(Raw records)
################

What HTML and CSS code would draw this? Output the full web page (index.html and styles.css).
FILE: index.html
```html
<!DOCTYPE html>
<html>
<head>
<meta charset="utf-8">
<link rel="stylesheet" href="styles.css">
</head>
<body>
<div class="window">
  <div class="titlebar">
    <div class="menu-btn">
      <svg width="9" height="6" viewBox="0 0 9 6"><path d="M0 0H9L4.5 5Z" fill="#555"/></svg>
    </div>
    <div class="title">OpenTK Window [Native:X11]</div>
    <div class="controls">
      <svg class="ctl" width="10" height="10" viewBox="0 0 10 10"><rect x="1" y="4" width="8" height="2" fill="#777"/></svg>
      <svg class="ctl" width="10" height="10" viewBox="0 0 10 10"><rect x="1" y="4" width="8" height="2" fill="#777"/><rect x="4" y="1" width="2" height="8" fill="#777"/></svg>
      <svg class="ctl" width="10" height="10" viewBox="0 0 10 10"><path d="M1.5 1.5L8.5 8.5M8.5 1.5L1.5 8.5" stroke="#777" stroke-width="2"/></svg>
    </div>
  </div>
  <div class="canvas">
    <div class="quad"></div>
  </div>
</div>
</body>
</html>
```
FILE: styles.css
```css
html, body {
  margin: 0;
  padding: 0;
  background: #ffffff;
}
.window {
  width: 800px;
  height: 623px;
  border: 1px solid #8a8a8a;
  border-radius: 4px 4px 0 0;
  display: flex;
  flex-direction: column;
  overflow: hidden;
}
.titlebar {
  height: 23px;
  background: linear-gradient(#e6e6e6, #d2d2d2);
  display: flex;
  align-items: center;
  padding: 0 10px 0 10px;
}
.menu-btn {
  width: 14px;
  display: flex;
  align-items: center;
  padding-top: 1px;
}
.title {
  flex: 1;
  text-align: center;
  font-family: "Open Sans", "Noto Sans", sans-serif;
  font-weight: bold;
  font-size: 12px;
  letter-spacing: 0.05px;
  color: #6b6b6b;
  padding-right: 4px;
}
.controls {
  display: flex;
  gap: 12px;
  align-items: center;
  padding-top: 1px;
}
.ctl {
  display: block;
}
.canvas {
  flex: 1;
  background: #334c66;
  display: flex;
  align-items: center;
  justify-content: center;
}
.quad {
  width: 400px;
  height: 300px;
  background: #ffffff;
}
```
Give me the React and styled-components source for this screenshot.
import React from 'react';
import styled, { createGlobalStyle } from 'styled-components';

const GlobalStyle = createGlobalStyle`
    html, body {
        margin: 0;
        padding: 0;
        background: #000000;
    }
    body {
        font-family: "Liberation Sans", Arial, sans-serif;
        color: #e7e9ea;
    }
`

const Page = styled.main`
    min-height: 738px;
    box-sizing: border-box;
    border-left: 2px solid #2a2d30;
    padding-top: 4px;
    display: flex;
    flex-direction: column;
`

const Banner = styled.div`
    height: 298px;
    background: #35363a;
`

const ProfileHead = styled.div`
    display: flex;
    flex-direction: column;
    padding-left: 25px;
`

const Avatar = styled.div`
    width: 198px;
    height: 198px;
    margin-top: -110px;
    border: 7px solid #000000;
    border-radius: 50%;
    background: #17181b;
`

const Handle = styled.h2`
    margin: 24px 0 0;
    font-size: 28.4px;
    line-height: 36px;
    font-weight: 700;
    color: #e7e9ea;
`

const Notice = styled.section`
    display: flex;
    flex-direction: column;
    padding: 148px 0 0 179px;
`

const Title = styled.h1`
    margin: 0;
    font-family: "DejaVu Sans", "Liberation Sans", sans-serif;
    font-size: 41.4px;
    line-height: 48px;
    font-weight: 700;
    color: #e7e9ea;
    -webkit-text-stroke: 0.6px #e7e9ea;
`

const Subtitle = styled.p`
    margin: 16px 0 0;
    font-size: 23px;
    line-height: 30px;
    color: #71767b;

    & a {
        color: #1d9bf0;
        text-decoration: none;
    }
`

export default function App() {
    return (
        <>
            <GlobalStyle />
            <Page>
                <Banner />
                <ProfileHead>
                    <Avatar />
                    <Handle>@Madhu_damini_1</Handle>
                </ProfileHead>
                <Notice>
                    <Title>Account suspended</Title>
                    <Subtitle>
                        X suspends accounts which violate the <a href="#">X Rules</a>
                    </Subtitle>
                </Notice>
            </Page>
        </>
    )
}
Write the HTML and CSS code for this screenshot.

################

▶ WRITTEN REQUEST
Without omitting anything, output the entries exactly.

▶ FULL ANSWER
What HTML and CSS code would draw this? Output the full web page (index.html and styles.css).
FILE: index.html
```html
<!DOCTYPE html>
<html>
<head>
<meta charset="utf-8">
<link rel="stylesheet" href="styles.css">
</head>
<body>
<div class="window">
  <div class="titlebar">
    <div class="menu-btn">
      <svg width="9" height="6" viewBox="0 0 9 6"><path d="M0 0H9L4.5 5Z" fill="#555"/></svg>
    </div>
    <div class="title">OpenTK Window [Native:X11]</div>
    <div class="controls">
      <svg class="ctl" width="10" height="10" viewBox="0 0 10 10"><rect x="1" y="4" width="8" height="2" fill="#777"/></svg>
      <svg class="ctl" width="10" height="10" viewBox="0 0 10 10"><rect x="1" y="4" width="8" height="2" fill="#777"/><rect x="4" y="1" width="2" height="8" fill="#777"/></svg>
      <svg class="ctl" width="10" height="10" viewBox="0 0 10 10"><path d="M1.5 1.5L8.5 8.5M8.5 1.5L1.5 8.5" stroke="#777" stroke-width="2"/></svg>
    </div>
  </div>
  <div class="canvas">
    <div class="quad"></div>
  </div>
</div>
</body>
</html>
```
FILE: styles.css
```css
html, body {
  margin: 0;
  padding: 0;
  background: #ffffff;
}
.window {
  width: 800px;
  height: 623px;
  border: 1px solid #8a8a8a;
  border-radius: 4px 4px 0 0;
  display: flex;
  flex-direction: column;
  overflow: hidden;
}
.titlebar {
  height: 23px;
  background: linear-gradient(#e6e6e6, #d2d2d2);
  display: flex;
  align-items: center;
  padding: 0 10px 0 10px;
}
.menu-btn {
  width: 14px;
  display: flex;
  align-items: center;
  padding-top: 1px;
}
.title {
  flex: 1;
  text-align: center;
  font-family: "Open Sans", "Noto Sans", sans-serif;
  font-weight: bold;
  font-size: 12px;
  letter-spacing: 0.05px;
  color: #6b6b6b;
  padding-right: 4px;
}
.controls {
  display: flex;
  gap: 12px;
  align-items: center;
  padding-top: 1px;
}
.ctl {
  display: block;
}
.canvas {
  flex: 1;
  background: #334c66;
  display: flex;
  align-items: center;
  justify-content: center;
}
.quad {
  width: 400px;
  height: 300px;
  background: #ffffff;
}
```
Give me the React and styled-components source for this screenshot.
import React from 'react';
import styled, { createGlobalStyle } from 'styled-components';

const GlobalStyle = createGlobalStyle`
    html, body {
        margin: 0;
        padding: 0;
        background: #000000;
    }
    body {
        font-family: "Liberation Sans", Arial, sans-serif;
        color: #e7e9ea;
    }
`

const Page = styled.main`
    min-height: 738px;
    box-sizing: border-box;
    border-left: 2px solid #2a2d30;
    padding-top: 4px;
    display: flex;
    flex-direction: column;
`

const Banner = styled.div`
    height: 298px;
    background: #35363a;
`

const ProfileHead = styled.div`
    display: flex;
    flex-direction: column;
    padding-left: 25px;
`

const Avatar = styled.div`
    width: 198px;
    height: 198px;
    margin-top: -110px;
    border: 7px solid #000000;
    border-radius: 50%;
    background: #17181b;
`

const Handle = styled.h2`
    margin: 24px 0 0;
    font-size: 28.4px;
    line-height: 36px;
    font-weight: 700;
    color: #e7e9ea;
`

const Notice = styled.section`
    display: flex;
    flex-direction: column;
    padding: 148px 0 0 179px;
`

const Title = styled.h1`
    margin: 0;
    font-family: "DejaVu Sans", "Liberation Sans", sans-serif;
    font-size: 41.4px;
    line-height: 48px;
    font-weight: 700;
    color: #e7e9ea;
    -webkit-text-stroke: 0.6px #e7e9ea;
`

const Subtitle = styled.p`
    margin: 16px 0 0;
    font-size: 23px;
    line-height: 30px;
    color: #71767b;

    & a {
        color: #1d9bf0;
        text-decoration: none;
    }
`

export default function App() {
    return (
        <>
            <GlobalStyle />
            <Page>
                <Banner />
                <ProfileHead>
                    <Avatar />
                    <Handle>@Madhu_damini_1</Handle>
                </ProfileHead>
                <Notice>
                    <Title>Account suspended</Title>
                    <Subtitle>
                        X suspends accounts which violate the <a href="#">X Rules</a>
                    </Subtitle>
                </Notice>
            </Page>
        </>
    )
}
Write the HTML and CSS code for this screenshot.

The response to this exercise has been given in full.